Plasma heating and current drive
His work has contributed to spherical tokamak startup, advanced tokamak performance, non-inductive current drive, and electron Bernstein wave heating in overdense plasmas.

Plasma-material and liquid-metal technologies
Recent work includes liquid-metal concepts for high-field fusion systems, including in situ electromagnetic pumping approaches relevant to fusion blankets and plasma-facing components.

Mentorship and community leadership
Forest has mentored a large cohort of students and postdoctoral researchers who now lead plasma programs across universities, national laboratories, and private fusion companies. He has also served in major leadership roles in the plasma physics community, including as Chair of the APS Division of Plasma Physics.

Biographical Sketch

Cary B. Forest received his B.S. from the University of Wisconsin–Madison in Applied Mathematics, Engineering and Physics and his Ph.D. from Princeton University’s Program in Plasma Physics. His doctoral work helped establish non-inductive startup techniques for spherical tokamaks and was recognized with the APS Simon Ramo Award.

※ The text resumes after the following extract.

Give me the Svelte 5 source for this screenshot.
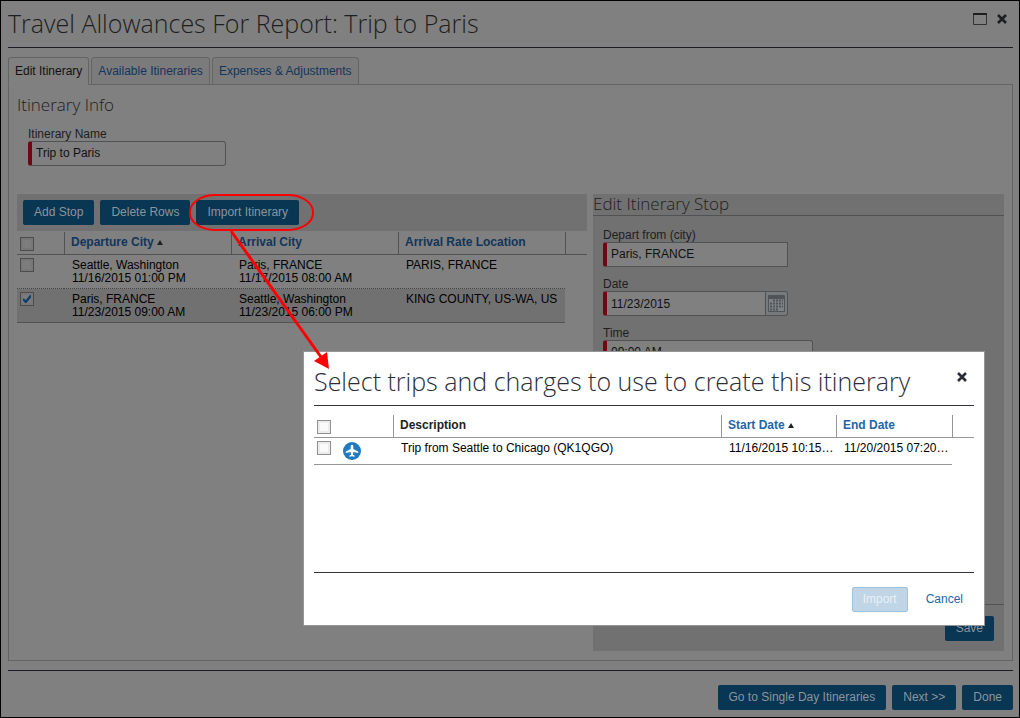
<script>
  let itineraryName = $state('Trip to Paris');
  let departCity = $state('Paris, FRANCE');
  let date = $state('11/23/2015');
  let time = $state('09:00 AM');
  const stops = $state([
    { checked: false, from: 'Seattle, Washington', departs: '11/16/2015 01:00 PM', to: 'Paris, FRANCE', arrives: '11/17/2015 08:00 AM', rate: 'PARIS, FRANCE' },
    { checked: true, from: 'Paris, FRANCE', departs: '11/23/2015 09:00 AM', to: 'Seattle, Washington', arrives: '11/23/2015 06:00 PM', rate: 'KING COUNTY, US-WA, US' }
  ]);
</script>

{#snippet cross()}
  <svg width="10" height="10" viewBox="0 0 10 10" aria-hidden="true"><path d="M1 1 9 9M9 1 1 9" fill="none" stroke="currentColor" stroke-width="2.6" /></svg>
{/snippet}

<div class="page">
  <header class="top">
    <h1>Travel Allowances For Report: Trip to Paris</h1>
    <div class="window-tools">
      <button class="icon" aria-label="Maximize">
        <svg width="14" height="12" viewBox="0 0 14 12" aria-hidden="true"><path d="M.5 1v10.5h13V1" fill="none" stroke="currentColor" stroke-opacity=".8" /><path d="M0 1h14" stroke="currentColor" stroke-width="2" /></svg>
      </button>
      <button class="icon" aria-label="Close">{@render cross()}</button>
    </div>
  </header>

  <nav class="tabs">
    <button class="tab active">Edit Itinerary</button>
    <button class="tab">Available Itineraries</button>
    <button class="tab">Expenses &amp; Adjustments</button>
  </nav>

  <main class="panel">
    <section class="info">
      <h2>Itinerary Info</h2>
      <div class="field name">
        <label for="name">Itinerary Name</label>
        <input id="name" type="text" bind:value={itineraryName} />
      </div>
    </section>

    <div class="columns">
      <section class="stops">
        <div class="toolbar">
          <button class="btn">Add Stop</button>
          <button class="btn">Delete Rows</button>
          <div class="marked">
            <button class="btn">Import Itinerary</button>
            <svg class="callout" width="150" height="182" viewBox="0 0 150 182" aria-hidden="true">
              <rect x="3" y="2" width="123" height="35" rx="25" ry="17" fill="none" stroke="red" stroke-width="2" />
              <path d="M44 38 134 164" stroke="red" stroke-width="3" />
              <path d="M142 176 127 168 140 159z" fill="red" />
            </svg>
          </div>
        </div>
        <table class="grid">
          <colgroup><col class="c-check" /><col /><col /><col /><col class="c-end" /></colgroup>
          <thead>
            <tr>
              <th><input type="checkbox" aria-label="Select all stops" /></th>
              <th><a href="#departure">Departure City</a><span class="sort"></span></th>
              <th><a href="#arrival">Arrival City</a></th>
              <th><a href="#rate">Arrival Rate Location</a></th>
              <th></th>
            </tr>
          </thead>
          <tbody>
            {#each stops as stop}
              <tr class:selected={stop.checked}>
                <td><input type="checkbox" aria-label="Select stop" bind:checked={stop.checked} /></td>
                <td>{stop.from}<br />{stop.departs}</td>
                <td>{stop.to}<br />{stop.arrives}</td>
                <td>{stop.rate}</td>
              </tr>
            {/each}
          </tbody>
        </table>
      </section>

      <section class="editor">
        <h2>Edit Itinerary Stop</h2>
        <div class="fields">
          <div class="field">
            <label for="city">Depart from (city)</label>
            <input id="city" class="square" type="text" bind:value={departCity} />
          </div>
          <div class="field">
            <label for="date">Date</label>
            <div class="date">
              <input id="date" type="text" bind:value={date} />
              <button aria-label="Choose date">
                <svg width="17" height="17" viewBox="0 0 17 17" aria-hidden="true">
                  <rect width="17" height="17" rx="1" fill="#505458" />
                  <path d="M1 4h15v12H1z" fill="#7d8286" />
                  <path d="M5 6h10M2 9h13M2 12h13M2 15h9" transform="translate(0 -.5)" stroke="#505458" stroke-width="2" stroke-dasharray="2 1" />
                </svg>
              </button>
            </div>
          </div>
          <div class="field time">
            <label for="time">Time</label>
            <input id="time" type="text" bind:value={time} />
          </div>
        </div>
        <div class="save"><button class="btn">Save</button></div>
      </section>
    </div>
  </main>

  <footer class="bottom">
    <button class="btn">Go to Single Day Itineraries</button>
    <button class="btn">Next &gt;&gt;</button>
    <button class="btn">Done</button>
  </footer>

  <div class="dialog" role="dialog" aria-labelledby="dialog-title">
    <header>
      <h1 id="dialog-title">Select trips and charges to use to create this itinerary</h1>
      <button class="icon" aria-label="Close dialog">{@render cross()}</button>
    </header>
    <div class="trips">
      <table class="grid">
        <colgroup><col class="d-check" /><col /><col class="d-start" /><col class="d-end" /><col class="c-end" /></colgroup>
        <thead>
          <tr>
            <th><input type="checkbox" aria-label="Select all trips" /></th>
            <th>Description</th>
            <th><a href="#start">Start Date</a><span class="sort"></span></th>
            <th><a href="#end">End Date</a></th>
            <th></th>
          </tr>
        </thead>
        <tbody>
          <tr>
            <td>
              <div class="pick">
                <input type="checkbox" aria-label="Select trip" />
                <svg width="18" height="19" viewBox="0 -1 18 19" aria-hidden="true">
                  <circle cx="9" cy="9" r="9" fill="#2079c1" />
                  <path d="M9 2.8c.9 0 1.3.8 1.3 1.7v2.4l4.900 2.600v1.600l-4.900-1.200-.3 2.800 1.700 1.100v1L9 14.200l-2.700.6v-1L8 12.700l-.3-2.800-4.900 1.200V9.500l4.900-2.600V4.500c0-.9.4-1.700 1.300-1.700z" fill="#fff" />
                </svg>
              </div>
            </td>
            <td>Trip from Seattle to Chicago (QK1QGO)</td>
            <td>11/16/2015 10:15…</td>
            <td>11/20/2015 07:20…</td>
          </tr>
        </tbody>
      </table>
    </div>
    <div class="actions">
      <button class="btn import" disabled>Import</button>
      <button class="cancel">Cancel</button>
    </div>
  </div>
</div>

<style>
  :global(body) { margin: 0; }
  .page, .page * { box-sizing: border-box; }
  .page {
    position: relative;
    display: flex;
    flex-direction: column;
    min-height: 100vh;
    padding: 0 6px 7px 7px;
    border: 1px solid #000;
    background: #808080;
    color: #1d1e20;
    font: 12px/13px "Liberation Sans", Arial, sans-serif;
  }
  button, input { font: inherit; color: inherit; margin: 0; }
  button { cursor: pointer; }
  h1, h2 { margin: 0; font-family: "Open Sans", sans-serif; font-weight: 300; }
  h1 { font-size: 25px; line-height: 35px; white-space: nowrap; }
  h2 { font-size: 17px; line-height: 21px; }
  .icon { display: flex; padding: 0; border: 0; background: none; }
  .top { display: flex; justify-content: space-between; height: 47px; padding: 5px 6px 0 0; border-bottom: 1px solid #1c1c22; }
  .window-tools { display: flex; gap: 10px; height: 26px; align-items: center; }
  .tabs { display: flex; gap: 2px; margin-top: 9px; position: relative; }
  .tab { height: 28px; padding: 0 6px; border: 1px solid #636465; border-radius: 3px 3px 0 0; background: #7b7b7b; color: #12355a; }
  .tab.active { border-bottom-color: #808080; background: #808080; color: #111; }
  .panel { display: flex; flex-direction: column; flex: 1; margin-top: -1px; padding: 0 8px 9px; border: 1px solid #636465; }
  .info { padding-top: 9px; }
  .name { width: 198px; margin: 13px 0 0 11px; }
  .field { display: flex; flex-direction: column; }
  input[type="text"] {
    width: 100%; height: 25px; padding: 0 4px 2px;
    border: 1px solid #515253; border-left: 4px solid #700713; border-radius: 3px;
    background: #808080; color: #111;
  }
  input.square { border-radius: 3px 0 0 3px; }
  .columns { display: flex; flex: 1; gap: 6px; margin-top: 28px; }
  .stops { flex: 0 0 570px; }
  .toolbar { display: flex; gap: 6px; height: 37px; padding: 6px; background: #717171; }
  .btn { height: 25px; padding: 0 11px; border: 0; border-radius: 2px; background: #083653; color: #8b959e; white-space: nowrap; }
  .marked { position: relative; }
  .callout { position: absolute; left: -9px; top: -7px; z-index: 3; pointer-events: none; }
  .grid { width: 100%; border-collapse: separate; border-spacing: 0; table-layout: fixed; color: #000; }
  .c-check { width: 47px; }
  .c-end { width: 22px; }
  th { height: 24px; padding: 0 7px; border-bottom: 1px solid #515253; text-align: left; background: linear-gradient(#515253, #515253) left 0 top 1px / 1px 100% no-repeat; }
  .grid th:first-child { background: none; }
  th a { color: #12355a; text-decoration: none; }
  td { padding: 4px 8px 3px; vertical-align: top; border-bottom: 1px dotted #444; white-space: nowrap; }
  .grid th:first-child, .grid td:first-child { padding-top: 3px; padding-left: 3px; }
  .selected td { background: #717171; border-bottom: 1px solid #515253; }
  .sort { display: inline-block; margin: 0 0 1px 3px; border: 3px solid transparent; border-top: 0; border-bottom: 5px solid #222; }
  input[type="checkbox"] { appearance: none; display: block; width: 14px; height: 14px; border: 1px solid #4b4c4d; background: #7d7d7d; box-shadow: inset 0 0 0 2px #777; }
  input[type="checkbox"]:checked { background: url("data:image/svg+xml,%3Csvg xmlns='http://www.w3.org/2000/svg' viewBox='0 0 12 12'%3E%3Cpath d='M2 6 4.800 9 10 2.500' fill='none' stroke='%23103e6a' stroke-width='2.400'/%3E%3C/svg%3E") #7d7d7d; }
  .editor { display: flex; flex-direction: column; flex: 1; background: #717171; }
  .editor h2 { height: 22px; line-height: 19px; border-bottom: 1px solid #515253; }
  .fields { display: flex; flex-direction: column; flex: 1; gap: 11px; padding: 13px 10px 0; border-bottom: 1px solid #515253; }
  .fields .field { width: 185px; }
  .fields .time { width: 210px; }
  .date { display: flex; }
  .date input[type="text"] { flex: 1; min-width: 0; border-radius: 3px 0 0 3px; padding-bottom: 0; }
  .date button { display: flex; align-items: center; justify-content: center; width: 22px; padding: 0; border: 1px solid #515253; border-left: 0; border-radius: 0 3px 3px 0; background: #787b7e; }
  .save { display: flex; justify-content: flex-end; padding: 11px 10px 10px; }
  .bottom { display: flex; justify-content: flex-end; gap: 6px; margin-top: 9px; padding-top: 14px; border-top: 1px solid #1c1c22; }

  .dialog { position: absolute; left: 302px; right: 34px; top: 350px; z-index: 2; display: flex; flex-direction: column; height: 275px; padding: 10px; border: 1px solid #969696; background: #fff; color: #2b2e38; }
  .dialog header { display: flex; justify-content: space-between; align-items: flex-start; padding: 2px 7px 6px 0; border-bottom: 1px solid #34363d; }
  .dialog header .icon { margin-top: 8px; }
  .trips { flex: 1; padding-top: 8px; border-bottom: 1px solid #34363d; }
  .trips th { border-color: #949698; background-image: linear-gradient(#949698, #949698); color: #222; }
  .trips a, .cancel { color: #1d66a8; }
  .trips td { height: 27px; padding-top: 4px; padding-bottom: 0; border-bottom: 1px solid #949698; }
  .trips input[type="checkbox"] { border-color: #8e9092; background: #fafafa; box-shadow: inset 0 0 0 2px #ececec; }
  .d-check { width: 79px; }
  .d-start { width: 115px; }
  .d-end { width: 116px; }
  .pick { display: flex; gap: 12px; align-items: flex-start; }
  .actions { display: flex; justify-content: flex-end; gap: 8px; padding: 14px 1px 3px 0; }
  .import { padding: 0 10px; border: 1px solid #9fc3de; background: #c0d5e6; color: #e8f1f8; }
  .cancel { height: 25px; padding: 0 10px; border: 0; background: none; }
</style>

After working at General Atomics on advanced tokamak physics, heating, current drive, and non-inductive current-profile measurements, Forest joined the faculty at the University of Wisconsin–Madison. At Wisconsin, his group has built and led a series of experimental plasma platforms, including liquid-metal dynamo experiments, line-tied pinch experiments, plasma Couette flow devices, the Big Red Ball, and WHAM.

Forest is a Fellow of the American Physical Society and has served in leadership roles across the plasma physics community. His work is unified by a blend of experimental craftsmanship, physical intuition, theoretical modeling, and a willingness to build new machines when existing ones cannot answer the question.